Family: Thomas Darragh, Sarah Jane Darragh, Joseph Darragh (born 11th November 1909), Thomas Darragh (born 23rd July 1911), William Darragh (born 29th January 1914).
World War I
William Darragh’s father, Private Thomas Darragh, served with the Royal Inniskilling Fusiliers and the Connaught Rangers during the First World War and was killed in action in France in September 1916.
From the Mid Ulster Mail dated Saturday 28th October 1916: (father of William Darragh)
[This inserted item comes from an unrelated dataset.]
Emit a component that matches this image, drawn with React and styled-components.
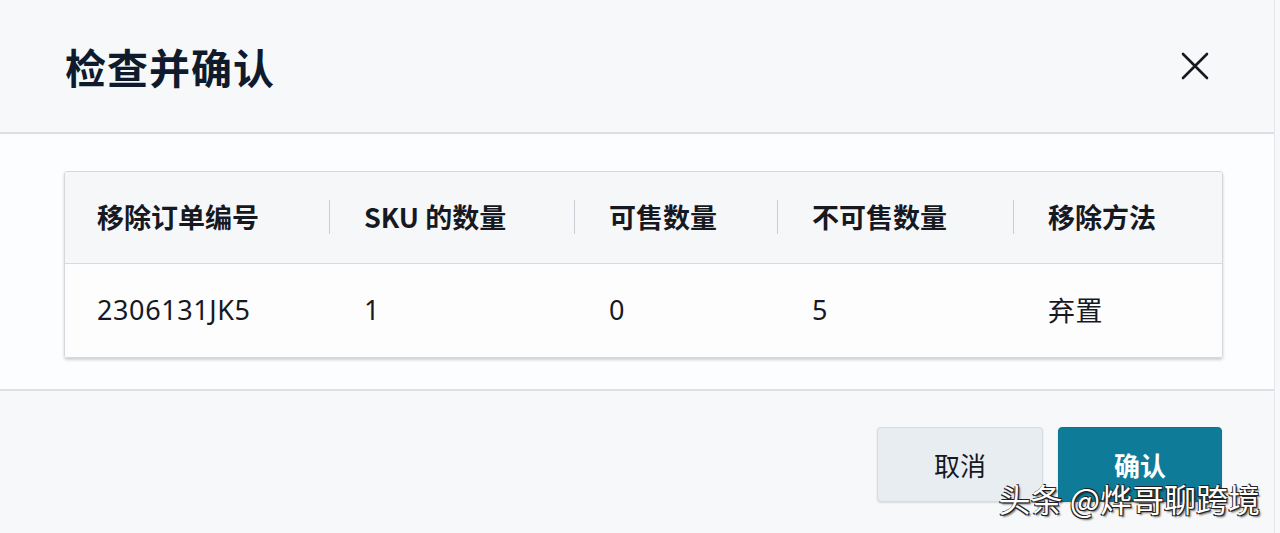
import React from 'react';
import styled, { createGlobalStyle } from 'styled-components';

const GlobalStyle = createGlobalStyle`
  html, body {
    margin: 0;
    padding: 0;
    background: #f7f8fa;
  }
  body {
    font-family: "Noto Sans", "Noto Sans CJK SC", sans-serif;
  }
`;

const columns = [
  { title: '移除订单编号', width: 264 },
  { title: 'SKU 的数量', width: 245 },
  { title: '可售数量', width: 203 },
  { title: '不可售数量', width: 236 },
  { title: '移除方法', width: 209 },
];

const row = ['2306131JK5', '1', '0', '5', '弃置'];

function App() {
  return (
    <>
      <GlobalStyle />
      <Dialog>
        <Header>
          <Title>检查并确认</Title>
          <CloseButton type="button" aria-label="close">
            <svg width="30" height="30" viewBox="0 0 30 30" fill="none">
              <path d="M3 3 L27 27 M27 3 L3 27" stroke="#16191f" strokeWidth="2.6" strokeLinecap="round" />
            </svg>
          </CloseButton>
        </Header>

        <Body>
          <Table>
            <HeadRow>
              {columns.map((col, i) => (
                <Cell key={col.title} $w={col.width} $first={i === 0}>
                  {i > 0 && <Divider />}
                  <HeadText>{col.title}</HeadText>
                </Cell>
              ))}
            </HeadRow>
            <DataRow>
              {row.map((val, i) => (
                <Cell key={i} $w={columns[i].width} $first={i === 0}>
                  <DataText>{val}</DataText>
                </Cell>
              ))}
            </DataRow>
          </Table>
        </Body>

        <Footer>
          <Button type="button">取消</Button>
          <Button type="button" $primary>确认</Button>
          <Watermark>头条 @烨哥聊跨境</Watermark>
        </Footer>
      </Dialog>
    </>
  );
}

const Dialog = styled.div`
  position: relative;
  width: 1274px;
  height: 533px;
  border-right: 1px solid #e3e6ea;
  background: #f7f8fa;
  display: flex;
  flex-direction: column;
  overflow: hidden;
`;

const Header = styled.div`
  height: 134px;
  box-sizing: border-box;
  display: flex;
  align-items: center;
  justify-content: space-between;
  padding: 0 64px 0 65px;
  border-bottom: 2px solid #dcdfe3;
  background: #f7f8fa;
`;

const Title = styled.h1`
  margin: 0;
  font-family: "Noto Sans CJK SC", sans-serif;
  font-size: 41px;
  font-weight: 700;
  color: #0f1b2d;
  letter-spacing: 1px;
`;

const CloseButton = styled.button`
  border: none;
  background: transparent;
  padding: 0;
  display: flex;
  cursor: pointer;
`;

const Body = styled.div`
  height: 257px;
  box-sizing: border-box;
  padding: 37px 53px 0 64px;
  background: #fcfdfe;
  border-bottom: 2px solid #dcdfe3;
`;

const Table = styled.div`
  width: 1157px;
  border: 1px solid #d4d8dd;
  border-radius: 3px;
  box-shadow: 0 2px 3px rgba(0, 0, 0, 0.18);
  overflow: hidden;
`;

const HeadRow = styled.div`
  display: flex;
  height: 91px;
  background: #f6f7f9;
  border-bottom: 1px solid #d7dbe0;
`;

const DataRow = styled.div`
  display: flex;
  height: 93px;
  background: #fdfdfe;
`;

const Cell = styled.div`
  position: relative;
  width: ${(p) => p.$w}px;
  box-sizing: border-box;
  display: flex;
  align-items: center;
  padding-left: ${(p) => (p.$first ? 32 : 35)}px;
`;

const Divider = styled.span`
  position: absolute;
  left: 0;
  top: 28px;
  height: 34px;
  width: 1px;
  background: #c9ced4;
`;

const HeadText = styled.span`
  font-family: "Noto Sans CJK SC", sans-serif;
  font-size: 27px;
  font-weight: 700;
  color: #16191f;
  margin-top: -2px;
`;

const DataText = styled.span`
  font-family: "Noto Sans", "Noto Sans CJK SC", sans-serif;
  font-size: 27px;
  font-weight: 400;
  color: #16191f;
  letter-spacing: 0.6px;
  margin-top: -2px;
`;

const Footer = styled.div`
  position: relative;
  flex: 1;
  display: flex;
  justify-content: flex-end;
  align-items: flex-start;
  gap: 15px;
  padding: 36px 52px 0 0;
  background: #f7f8fa;
`;

const Button = styled.button`
  width: ${(p) => (p.$primary ? 164 : 166)}px;
  height: 75px;
  border-radius: 4px;
  border: 1px solid ${(p) => (p.$primary ? '#0d7590' : '#d6dce2')};
  background: ${(p) => (p.$primary ? '#0e7c99' : '#e8edf1')};
  color: ${(p) => (p.$primary ? '#ffffff' : '#16191f')};
  font-family: "Noto Sans CJK SC", sans-serif;
  font-size: 26px;
  font-weight: ${(p) => (p.$primary ? 700 : 400)};
  padding-bottom: 2px;
  box-shadow: 0 1px 2px rgba(0, 0, 0, 0.12);
  cursor: pointer;
`;

const Watermark = styled.span`
  position: absolute;
  right: 14px;
  bottom: 12px;
  font-family: "Noto Sans CJK SC", sans-serif;
  font-size: 32px;
  color: #ffffff;
  text-shadow: 1px 1px 0 #222, -1px 1px 0 #222, 1px -1px 0 #222, 2px 2px 2px rgba(0, 0, 0, 0.6);
`;

export default App;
Mrs Darragh, Chapel Street, Cookstown, has received official intimation that her husband. Private T Darragh, 6th Connaught Rangers, is wounded and missing since 3rd September. Private Darragh, who joined the army about two years ago, was previously wounded last May. No particulars as to his fate are forthcoming. He wrote home very regularly up to a few weeks ago, since when nothing has been heard of him. His wife, who is naturally very anxious, has three little sons.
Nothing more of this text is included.